Property ViewAR: House inspections served on a platter

REA has launched an augmented reality app to take house hunters beyond the listings

• REA launches augmented reality app to take house hunters beyond the listings

One of the great Australian pastimes is checking property listings to browse homes that people have no specific intention to buy. That browsing, however, does eventually shift from curiosity to intent. This presented REA with a challenge: How to provide users with a digital experience that melds together the pleasures associated with casual browsing while affording significant benefit for those looking to buy or rent.

REA, which manages the high-profile realestate.com.au site along with several residential and commercial property websites, has unveiled a new app called Property ViewAR. The app enables users to point their phone’s camera at an image of a house on a printed real estate listing and then receive additional information about the property, including photos. It creates an additional digital layer on top of the traditional experience of browsing a paper property guide.

Nigel Dalton, REA’s chief information officer, explained that their research showed that there were two starting points for property buyers on the journey: “The mobile journey is a lean-forward consumer who is searching quite deliberately and using a search approach. They know an address, a neighbourhood, and what they are looking for systematically.

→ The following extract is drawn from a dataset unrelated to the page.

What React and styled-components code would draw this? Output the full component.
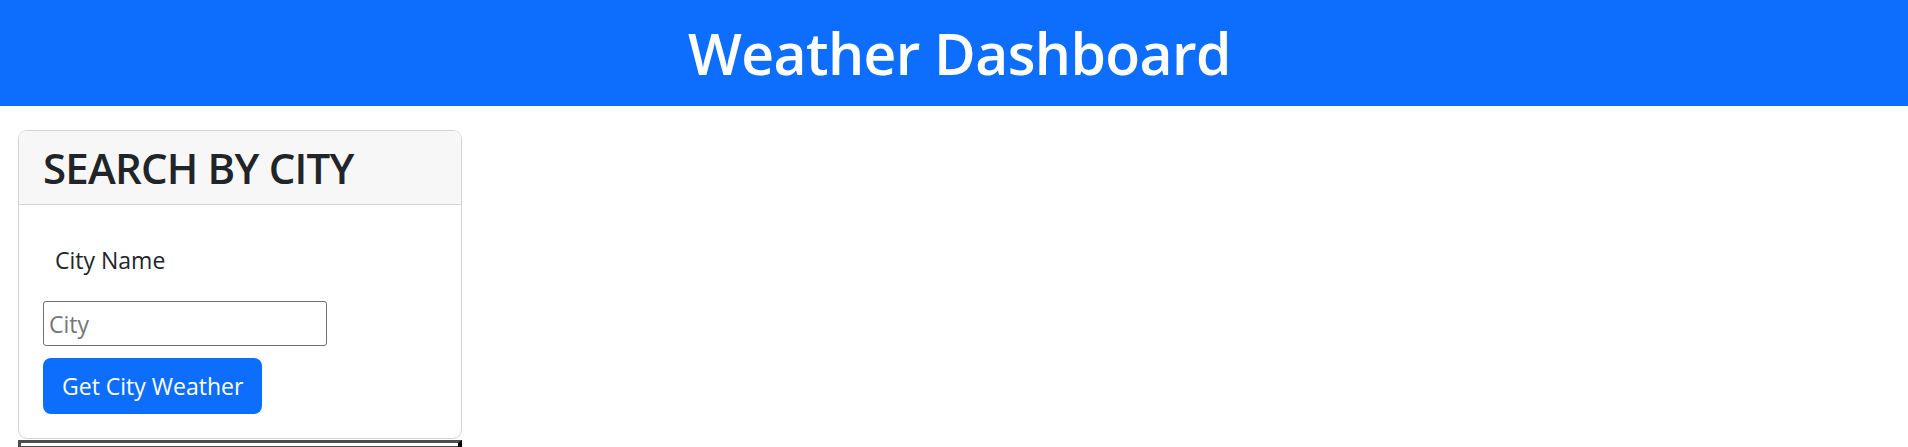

“Meanwhile the print magazine is a lean-back serendipitous discovery. A café is probably the easiest place to understand it. People have got a coffee, they’re sitting there. It’s a social experience and they’re just looking through the property pages that are printed in many different publications and they just like to flick through them.

“Before we launched Property ViewAR, somebody would see something – it might be the photograph that catches their eye, the view, or the garden or something like that, amidst a number of properties. They would then go to their phone, type in that address, and then find it on realestate.com.au. Now, we’ve shortcut that process considerably. They can see the key things they want to see quickly.”

Research showed REA that if they could quickly inform users of what the entire house looks like and where it is on the street, user satisfaction would increase.

The origin of Property ViewAR was a fortuitous meeting through a hack-day event for the charity Random Hacks of Kindness. The event, which brings together engineers who are volunteering their time working on platforms for charities, introduced REA to the founders of AR platform Plattar.

Dalton explained that the meeting with the founders and the opportunity to work on a new technology experiment for Ray White was fortuitous: “We made a prototype of what we thought an app might look like to link print property listings to all of the assets we have in digital. And it worked. That was in late November. We agreed we would try to make that work for a campaign which, at that time, was quite secret – Ray White’s Raise Your Hand campaign for March 2016.”

The centrepiece of the campaign is the distribution of 1.8 million Ray White magazines that have been released through News Corp publications listing 500 homes Australia-wide that are going to auction.

While REA research has found an interest in using augmented reality and virtual reality apps to explore real estate, the functionality is only being used in the research stage as buyers create shortlists of properties to inspect. “Time is a precious commodity for people seeking properties, whether they’re renting or buying, and for real estate agents,” Dalton explained.

“We’ve honed in on that and that’s how we think of 3D walkthroughs, virtual reality tours of houses, and the use of a tool like Property ViewAR. The logistics of seeing seven or eight open homes is quite difficult, but through these VR tours, people are more than willing to eliminate unsuitable properties. At this stage, I don’t think anybody is going to buy anything sight unseen just yet off a virtual tour. I do think people will be open to renting from walking through virtually.”

This, Dalton believes, is just the beginning of how real estate listings will evolve alongside new technologies. With augmented reality technologies like Microsoft’s HoloLens and Magic Leap both set to radically shift the way we participate in digital experiences, the future of the listing will look and feel very different. “If I think forward to 2020, we’re going to see virtual worlds and augmented worlds. That’s very different to looking at houses on an iPhone,” he said.